- Interactive map of Frilu

Restaurant information
- Established: June 8, 2018
- Closed: July 31, 2024
- Owner: John-Vincent Troiano
- Head chef: John-Vincent Troiano
- Chef: So Sakata
- Rating: (Michelin Guide, 2022-2023)
- Location: 7713 Yonge Street, Markham, L3T 2C4, Canada
- Coordinates: 43°48′56.6″N 79°25′26.8″W﻿ / ﻿43.815722°N 79.424111°W
- Other information: Seasonal 12-14 course prix-fix tasting menu
- Website: www.frilurestaurant.com

= Frilu =

Restaurant in Markham, Ontario, Canada

Frilu was a restaurant in Markham, Ontario, Canada.

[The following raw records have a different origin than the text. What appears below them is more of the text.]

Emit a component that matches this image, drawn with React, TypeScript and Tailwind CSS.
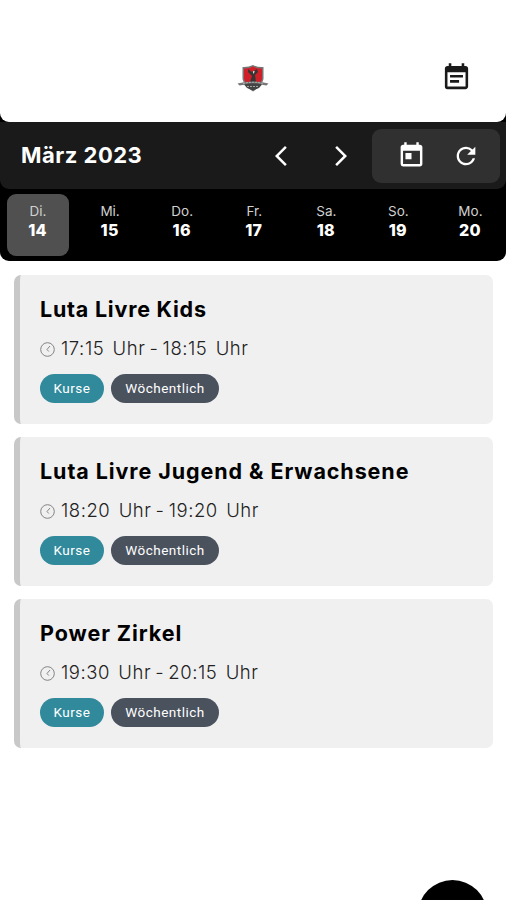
import { MdArrowBackIosNew, MdArrowForwardIos, MdEventNote, MdRefresh, MdToday } from 'react-icons/md'

interface Course {
  title: string
  titleClass: string
  start: string
  end: string
}

const days = [
  { label: 'Di.', date: 14 },
  { label: 'Mi.', date: 15 },
  { label: 'Do.', date: 16 },
  { label: 'Fr.', date: 17 },
  { label: 'Sa.', date: 18 },
  { label: 'So.', date: 19 },
  { label: 'Mo.', date: 20 }
]

const courses: Course[] = [
  { title: 'Luta Livre Kids', titleClass: 'tracking-[0.77px]', start: '17:15', end: '18:15' },
  { title: 'Luta Livre Jugend & Erwachsene', titleClass: 'tracking-[0.92px]', start: '18:20', end: '19:20' },
  { title: 'Power Zirkel', titleClass: 'tracking-[0.93px]', start: '19:30', end: '20:15' }
]

function Logo() {
  return (
    <svg viewBox="0 0 32 28" className="w-8 h-7">
      <path d="M5.5 3 Q11 3.5 16 1 Q21 3.5 26.5 3 V15 Q25 22 16 27.5 Q7 22 5.5 15Z" fill="#777" />
      <path d="M7 4.5 Q12 4.8 16 2.5 Q20 4.8 25 4.5 V15 Q23 21 16 25.5 Q9 21 7 15Z" fill="#cf2029" />
      <path d="M11 5 L15 8 L20 5 L21 8 L18 11 L19 18 H13 L15 12 L11 8Z" fill="#383434" />
      <path d="M16 7 L18 7.5 L16 10Z" fill="#ddd" />
      <path d="M0.5 19.5 Q16 15.5 31.5 19.5 L29.5 21.5 Q16 19 2.5 21.5Z" fill="#777" />
      <path d="M7 20.5 Q16 18 25 20.5 L22 24 L16 26.5 L10 24Z" fill="#444" />
      <path d="M6 19.5 Q16 17 26 19.5 M10 22.5 H22" stroke="#bbb" strokeWidth="0.8" strokeDasharray="2 1" fill="none" />
    </svg>
  )
}

function ClockIcon() {
  return (
    <svg viewBox="0 0 15 15" className="w-[15px] h-[15px]" fill="none" stroke="#777" strokeWidth="0.9">
      <circle cx="7.5" cy="7.5" r="6.8" />
      <path d="M10 4 L7 7.5 L8.8 9.5" />
    </svg>
  )
}

function CourseCard({ course }: { course: Course }) {
  return (
    <div className="h-[149px] rounded-[7px] border-l-[6px] border-[#c8c8c8] bg-[#f0f0f0] pl-5 pt-[19px]">
      <h2 className={`h-[30px] leading-[30px] text-[21.5px] font-bold text-black whitespace-nowrap ${course.titleClass}`}>
        {course.title}
      </h2>
      <div className="mt-[11px] h-7 flex items-center gap-1.5">
        <ClockIcon />
        <span className="text-[18.5px] font-light text-[#222] whitespace-pre tracking-[0.55px] [word-spacing:-1.6px]">
          {`${course.start}  Uhr - ${course.end}  Uhr`}
        </span>
      </div>
      <div className="mt-[11px] flex gap-[7px] font-[Roboto,sans-serif] text-[13.5px] tracking-[0.5px] text-white">
        <span className="w-16 h-[29px] flex items-center justify-center rounded-full bg-[#318a9b]">Kurse</span>
        <span className="w-[108px] h-[29px] flex items-center justify-center rounded-full bg-[#4a525e]">Wöchentlich</span>
      </div>
    </div>
  )
}

export default function App() {
  return (
    <div className="relative w-[506px] h-[900px] overflow-hidden bg-white font-[Inter,sans-serif]">
      <div className="rounded-b-[9px] bg-black">
        {/* Header */}
        <header className="h-[122px] pt-[62px] grid grid-cols-3 items-start rounded-b-[9px] bg-white">
          <div className="col-start-2 flex justify-center pt-0.5 pl-px">
            <Logo />
          </div>
          <div className="flex justify-end pr-[34px]">
            <MdEventNote className="w-[31px] h-[31px] text-[#1a1a1a]" />
          </div>
        </header>

        {/* Month bar */}
        <div className="h-[67px] flex items-center rounded-b-[9px] bg-[#1a1a1a] pl-[21px] pr-1.5 text-white">
          <h1 className="flex-1 text-[22px] font-bold tracking-[0.5px]">März 2023</h1>
          <MdArrowBackIosNew className="w-6 h-6" />
          <MdArrowForwardIos className="ml-9 mr-[19px] w-6 h-6" />
          <div className="w-32 h-[54px] pl-[5px] flex items-center justify-center gap-[26px] rounded-[9px] bg-[#303030]">
            <MdToday className="w-[29px] h-[29px]" />
            <MdRefresh className="w-7 h-7" />
          </div>
        </div>

        {/* Week strip */}
        <div className="h-[72px] grid grid-cols-7 pl-[1.5px] pt-[5px] text-white">
          {days.map((day, i) => (
            <div key={day.date} className="flex justify-center">
              <div className={`w-[62px] h-[62px] rounded-[9px] pt-2 text-center ${i === 0 ? 'bg-[#505050]' : ''}`}>
                <div className="pl-px text-[13.5px] leading-[19px] text-[#d0d0d0]">{day.label}</div>
                <div className="text-[16px] leading-[18px] font-extrabold tracking-[0.3px]">{day.date}</div>
              </div>
            </div>
          ))}
        </div>
      </div>

      {/* Courses */}
      <main className="pl-3.5 pr-[13px] pt-3.5 flex flex-col gap-[13px]">
        {courses.map((course) => (
          <CourseCard key={course.title} course={course} />
        ))}
      </main>

      <button className="absolute left-[418px] top-[880px] w-[69px] h-[69px] rounded-full bg-black" />
    </div>
  )
}
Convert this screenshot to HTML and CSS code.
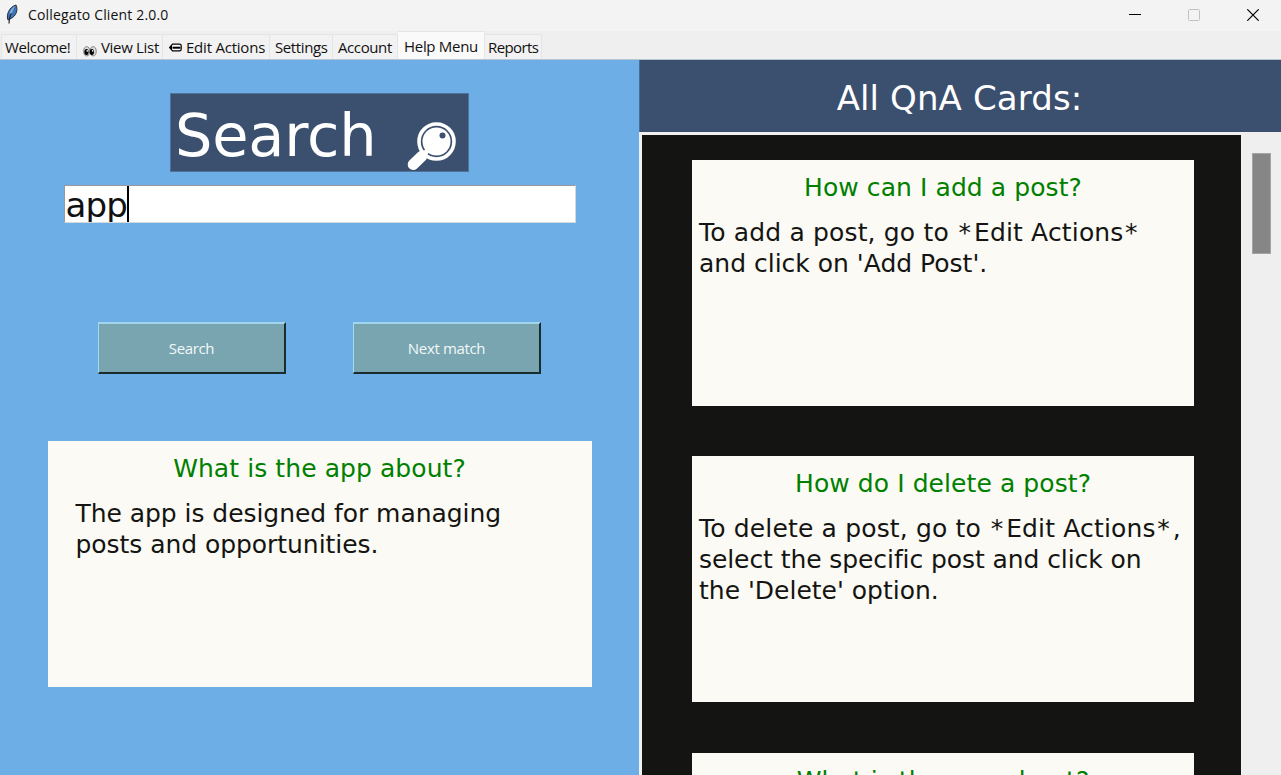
FILE: index.html
```html
<!DOCTYPE html>
<html lang="en">
<head>
<meta charset="utf-8">
<title>Collegato Client 2.0.0</title>
<link rel="stylesheet" href="styles.css">
</head>
<body>
<div class="window">
  <header class="titlebar">
    <svg class="feather" width="14" height="20" viewBox="0 0 14 20"><path d="M3 16C1 11 4 3 11 1c2 4 1 11-6 14z" fill="#3d76b8" stroke="#252b35" stroke-width="1"/><path d="M4 19.5C4 13 6 8 10 3" fill="none" stroke="#202630" stroke-width="1.2"/><path d="M4.5 10C5 6 8 3 10.500 2L7 9z" fill="#79aee0"/></svg>
    <span class="app-name">Collegato Client 2.0.0</span>
    <div class="controls">
      <svg width="12" height="12" viewBox="0 0 12 12"><path d="M0 5.5h12" stroke="#000"/></svg>
      <svg width="12" height="12" viewBox="0 0 12 12"><rect x=".5" y=".5" width="11" height="11" rx="1" fill="none" stroke="#c0c0c0"/></svg>
      <svg width="12" height="12" viewBox="0 0 12 12"><path d="M.3.3l11.4 11.4M11.7.3L.3 11.7" stroke="#000" stroke-width="1.2"/></svg>
    </div>
  </header>
  <nav class="tabs">
    <div class="tab welcome">Welcome!</div>
    <div class="tab view"><svg class="eyes" width="14" height="11" viewBox="0 0 14 11"><ellipse cx="3.7" cy="5.3" rx="3" ry="4.6" fill="#ddd" stroke="#777" stroke-width=".9"/><ellipse cx="10.2" cy="5.3" rx="3" ry="4.600" fill="#ddd" stroke="#777" stroke-width=".9"/><ellipse cx="3.5" cy="6" rx="2.100" ry="3"/><ellipse cx="8.900" cy="6" rx="2.100" ry="3"/><circle cx="4.200" cy="4.900" r=".8" fill="#fff"/><circle cx="9.600" cy="4.900" r=".8" fill="#fff"/></svg><span>View List</span></div>
    <div class="tab edit"><svg width="13" height="9" viewBox="0 0 13 9"><path d="M.7 4.5L3.500 1.200h7q1.700 0 1.700 1.600v3.400q0 1.600-1.700 1.600h-7z" fill="#fff" stroke="#000" stroke-width="1.200" stroke-linejoin="round"/><path d="M3.500 4.700h8" stroke="#000" stroke-width="2"/><path d="M.5 4.500l2.500-2v4z"/></svg><span>Edit Actions</span></div>
    <div class="tab settings">Settings</div>
    <div class="tab account">Account</div>
    <div class="tab help selected">Help Menu</div>
    <div class="tab reports">Reports</div>
  </nav>
  <main class="content">
    <section class="search-pane">
      <h1 class="search-title"><span>Search</span><svg width="50" height="50" viewBox="0 0 50 50"><path d="M6.2 43.5L15 35" stroke="#fff" stroke-width="11" stroke-linecap="round"/><path d="M14 36l7-7" stroke="#fff" stroke-width="5"/><circle cx="29.5" cy="20.5" r="17.5" fill="none" stroke="#fff" stroke-width="3.6"/><circle cx="29.5" cy="20.5" r="14" fill="#fff"/><circle cx="35.5" cy="14.5" r="3" fill="#3b4f6f"/></svg></h1>
      <div class="entry"><span>app</span><i class="caret"></i></div>
      <div class="buttons"><div class="button">Search</div><div class="button">Next match</div></div>
      <article class="card result"><h2>What is the app about?</h2><p>The app is designed for managing<br>posts and opportunities.</p></article>
    </section>
    <section class="cards-pane">
      <h1 class="cards-title">All QnA Cards:</h1>
      <div class="scroll-area">
        <div class="canvas">
          <article class="card"><h2>How can I add a post?</h2><p><span class="wide">To add a post, go to <b>*</b>Edit Actions<b>*</b></span><br>and click on 'Add Post'.</p></article>
          <article class="card"><h2>How do I delete a post?</h2><p><span class="wide">To delete a post, go to <b>*</b>Edit Actions<b>*</b>,</span><br><span class="narrow">select the specific post and click on</span><br>the 'Delete' option.</p></article>
          <article class="card"><h2>What is the app about?</h2></article>
        </div>
        <div class="scrollbar"><div class="thumb"></div></div>
      </div>
    </section>
  </main>
</div>
</body>
</html>
```
FILE: styles.css
```css
* { box-sizing: border-box; }
body { margin: 0; overflow: hidden; font-family: "Open Sans", sans-serif; color: #111; }
h1, h2, p { margin: 0; font-weight: 400; }
svg { display: block; flex: none; }
.window { width: 1281px; height: 775px; overflow: hidden; background: #efefef; display: flex; flex-direction: column; }
.titlebar { height: 31px; flex: none; background: #f3f3f3; display: flex; align-items: center; padding: 0 22px 1px 5px; }
.feather { margin-top: -2px; }
.app-name { font-size: 14px; letter-spacing: .16px; margin-left: 9px; line-height: 20px; white-space: nowrap; }
.controls { margin-left: auto; display: flex; gap: 47px; }
.tabs { height: 28px; flex: none; display: flex; align-items: flex-end; padding-left: 1px; }
.tab { height: 25px; border: 1px solid #e5e5e5; border-left-width: 0; border-bottom: 0; background: #f2f2f2; font-size: 15px; letter-spacing: -.4px; line-height: 25px; padding-left: 4px; padding-top: 1px; white-space: nowrap; display: flex; align-items: center; }
.tab.welcome { width: 76px; border-left-width: 1px; padding-left: 3px; }
.tab.view { width: 86px; padding-left: 6px; gap: 4px; letter-spacing: -.32px; }
.eyes { margin-top: 7px; }
.tab.edit { width: 107px; padding-left: 6px; gap: 4px; letter-spacing: -.22px; }
.tab.settings { width: 63px; padding-left: 5px; }
.tab.account { width: 65px; padding-left: 5px; }
.tab.help { width: 87px; padding-left: 6px; letter-spacing: -.3px; }
.tab.reports { width: 57px; padding-left: 3px; letter-spacing: -.6px; }
.tab.selected { height: 28px; background: #fafafa; }
.content { height: 716px; flex: none; display: flex; border-top: 1px solid #b8c6d3; padding-right: 1px; }
.search-pane { width: 639px; flex: none; background: #6eaee6; display: flex; flex-direction: column; align-items: center; padding-top: 33px; font-family: "DejaVu Sans", sans-serif; }
.search-title { width: 299px; height: 79px; background: #3b4f6f; color: #fff; border: 1px solid #51729a; display: flex; align-items: flex-start; gap: 30px; padding-left: 4px; font-size: 59px; line-height: 84px; }
.search-title span { letter-spacing: -.2px; }
.search-title svg { margin-top: 27px; }
.entry { width: 512px; height: 38px; margin-top: 13px; background: #fff; border: 1px solid #d4d9dc; border-top-color: #999; border-left-color: #999; display: flex; padding-left: 1px; font-size: 34px; letter-spacing: -.8px; line-height: 38px; overflow: hidden; }
.caret { width: 2px; height: 36px; background: #000; }
.buttons { display: flex; gap: 67px; margin-top: 99px; }
.button { width: 188px; height: 52px; background: #78a5b0; border: 2px solid #192c30; border-top-color: #a1d5eb; border-left: 1px solid #a5dcec; color: #f3f8f8; text-align: center; font: 15px/48px "Open Sans", sans-serif; letter-spacing: -.35px; }
.card { width: 502px; height: 246px; flex: none; background: #fbfaf4; padding: 12px 7px; font-family: "DejaVu Sans", sans-serif; font-size: 25px; line-height: 31px; white-space: nowrap; font-variant-ligatures: none; }
.card h2 { color: #008000; font-size: 25px; line-height: 31px; text-align: center; letter-spacing: .08px; }
.card p { margin-top: 14px; color: #141412; }
.wide { letter-spacing: .16px; }
.wide b { font-weight: 400; letter-spacing: 3px; margin-left: 1.5px; }
.narrow { letter-spacing: -.08px; }
.result { width: 544px; margin-top: 67px; }
.result p { padding-left: 21px; letter-spacing: -.05px; }
.cards-pane { flex: 1; display: flex; flex-direction: column; }
.cards-title { height: 72px; flex: none; background: #3b4f6f; border-left: 1px solid #4a6d95; color: #fff; text-align: center; padding-right: 2px; font: 34px/76px "DejaVu Sans", sans-serif; letter-spacing: .12px; }
.scroll-area { flex: 1; display: flex; min-height: 0; }
.canvas { width: 603px; flex: none; overflow: hidden; background: #141412; border: 3px solid #f1f1f1; border-bottom: 0; border-right-width: 1px; padding: 25px 0 0 50px; display: flex; flex-direction: column; gap: 50.3px; }
.scrollbar { flex: 1; padding: 22px 10px 0; }
.thumb { width: 19px; height: 101px; margin-top: -1px; background: #868686; border: 1px solid #a4a4a4; }
```
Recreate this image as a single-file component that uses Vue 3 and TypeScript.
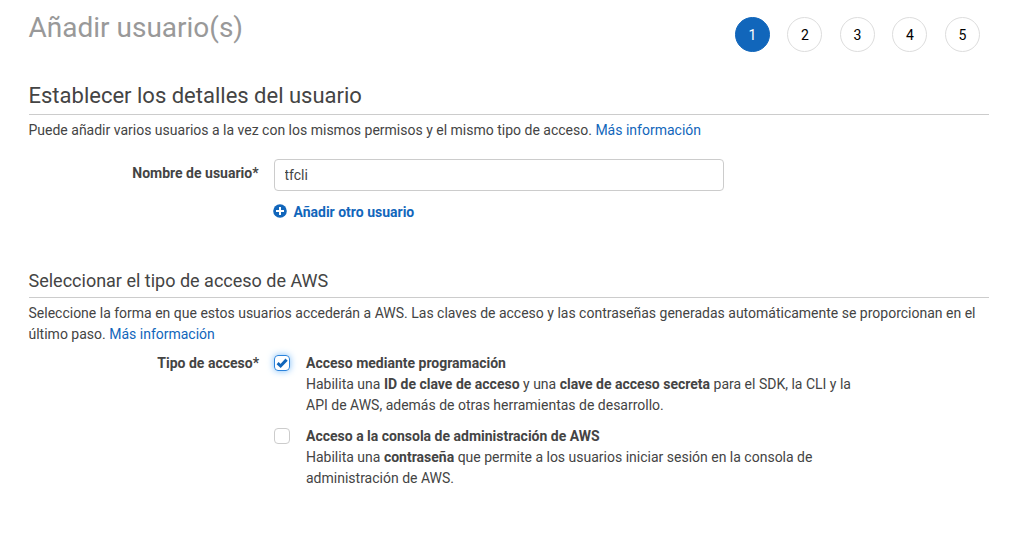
<script setup lang="ts">
import { ref } from 'vue'

const steps: number[] = [1, 2, 3, 4, 5]
const current = ref<number>(1)
const userName = ref<string>('tfcli')
const programmatic = ref<boolean>(true)
const consoleAccess = ref<boolean>(false)
</script>

<template>
  <main class="page">
    <header class="top">
      <h1>Añadir usuario(s)</h1>
      <ol class="steps">
        <li v-for="s in steps" :key="s" :class="{ active: s === current }">{{ s }}</li>
      </ol>
    </header>

    <section class="details">
      <h2>Establecer los detalles del usuario</h2>
      <p>Puede añadir varios usuarios a la vez con los mismos permisos y el mismo tipo de acceso. <a>Más información</a></p>
      <div class="row name-row">
        <label class="label" for="user">Nombre de usuario*</label>
        <div class="field">
          <input id="user" v-model="userName" class="text" type="text" />
          <a class="add">
            <svg width="14" height="14" viewBox="0 0 14 14"><circle cx="7" cy="7" r="6.8" fill="#1166bb" /><path d="M7 3v8M3 7h8" stroke="#fff" stroke-width="2" /></svg>
            <span>Añadir otro usuario</span>
          </a>
        </div>
      </div>
    </section>

    <section class="access">
      <h3>Seleccionar el tipo de acceso de AWS</h3>
      <p>Seleccione la forma en que estos usuarios accederán a AWS. Las claves de acceso y las contraseñas generadas automáticamente se proporcionan en el último paso. <a>Más información</a></p>
      <div class="row">
        <div class="label">Tipo de acceso*</div>
        <div class="options">
          <div class="option">
            <span class="box" :class="{ checked: programmatic }" @click="programmatic = !programmatic">
              <svg v-if="programmatic" width="14" height="14" viewBox="0 0 14 14"><path d="M2.6 7.2l3 2.8 6-6.4" fill="none" stroke="#1166bb" stroke-width="3" /></svg>
            </span>
            <div class="desc"><b>Acceso mediante programación</b><br />Habilita una <b>ID de clave de acceso</b> y una <b>clave de acceso secreta</b> para el SDK, la CLI y la API de AWS, además de otras herramientas de desarrollo.</div>
          </div>
          <div class="option">
            <span class="box" :class="{ checked: consoleAccess }" @click="consoleAccess = !consoleAccess">
              <svg v-if="consoleAccess" width="14" height="14" viewBox="0 0 14 14"><path d="M2.6 7.2l3 2.8 6-6.4" fill="none" stroke="#1166bb" stroke-width="3" /></svg>
            </span>
            <div class="desc"><b>Acceso a la consola de administración de AWS</b><br />Habilita una <b>contraseña</b> que permite a los usuarios iniciar sesión en la consola de administración de AWS.</div>
          </div>
        </div>
      </div>
    </section>
  </main>
</template>

<style>
body { background: #fff; }
</style>

<style scoped>
.page { box-sizing: border-box; width: 1015px; height: 533px; padding: 0 26px 0 28.5px; overflow: hidden; font: 14px/21px Roboto, sans-serif; color: #444; }
h1, h2, h3, p, ol { margin: 0; padding: 0; font-weight: 400; }
.top { display: flex; justify-content: space-between; height: 82px; }
h1 { padding-top: 11px; font-size: 28px; line-height: 34px; color: #999; }
.steps { display: flex; gap: 17.5px; list-style: none; padding: 17px 9.2px 0 0; }
.steps li { box-sizing: border-box; width: 35px; height: 35px; border: 1px solid #ddd; border-radius: 50%; text-align: center; line-height: 34px; color: #000; }
.steps li.active { background: #1166bb; border-color: #1166bb; color: #fff; }
.details { height: 184px; }
h2 { height: 32px; border-bottom: 1px solid #ccc; font-size: 22px; line-height: 27px; }
p { padding-top: 5px; }
a { color: #1166bb; text-decoration: none; cursor: pointer; }
.row { display: flex; gap: 15px; }
.name-row { margin-top: 18px; }
.label { width: 230.5px; flex: none; text-align: right; font-weight: 700; }
.name-row .label { width: 230px; padding-top: 4px; }
.text { box-sizing: border-box; display: block; width: 450px; height: 32px; padding: 0 10px; border: 1px solid #ccc; border-radius: 4px; font: 14px Roboto, sans-serif; color: #444; outline: none; }
.add { display: flex; align-items: center; gap: 6px; margin-top: 11px; font-weight: 700; }
.add svg { margin: -3px 0 0 -0.5px; margin-right: 0.5px; }
h3 { height: 31px; border-bottom: 1px solid #ccc; font-size: 18px; line-height: 30px; }
.access .row { margin-top: 8px; }
.option { display: flex; gap: 16px; margin-bottom: 10px; }
.box { box-sizing: border-box; flex: none; width: 16px; height: 16px; margin-top: 2px; border: 1px solid #ccc; border-radius: 4px; }
.box.checked { border-color: #2b83dc; box-shadow: 0 0 7px #7bbcf8; }
.box svg { display: block; }
.desc { width: 560px; }
</style>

The restaurant had received a Michelin star in 2022, and retained it in 2023. The restaurant also earned a 'Green Star', which recognizes restaurants for their leadership in sustainability, in the 2023 edition of the Guide.

Frilu was the only Michelin-starred restaurant in Ontario located outside of the city limits proper of the City of Toronto. Frilu closed its doors in July 2024, with the owners citing wanting to focus on other ventures. Frilu is the first Michelin-starred restaurant in Canada to close.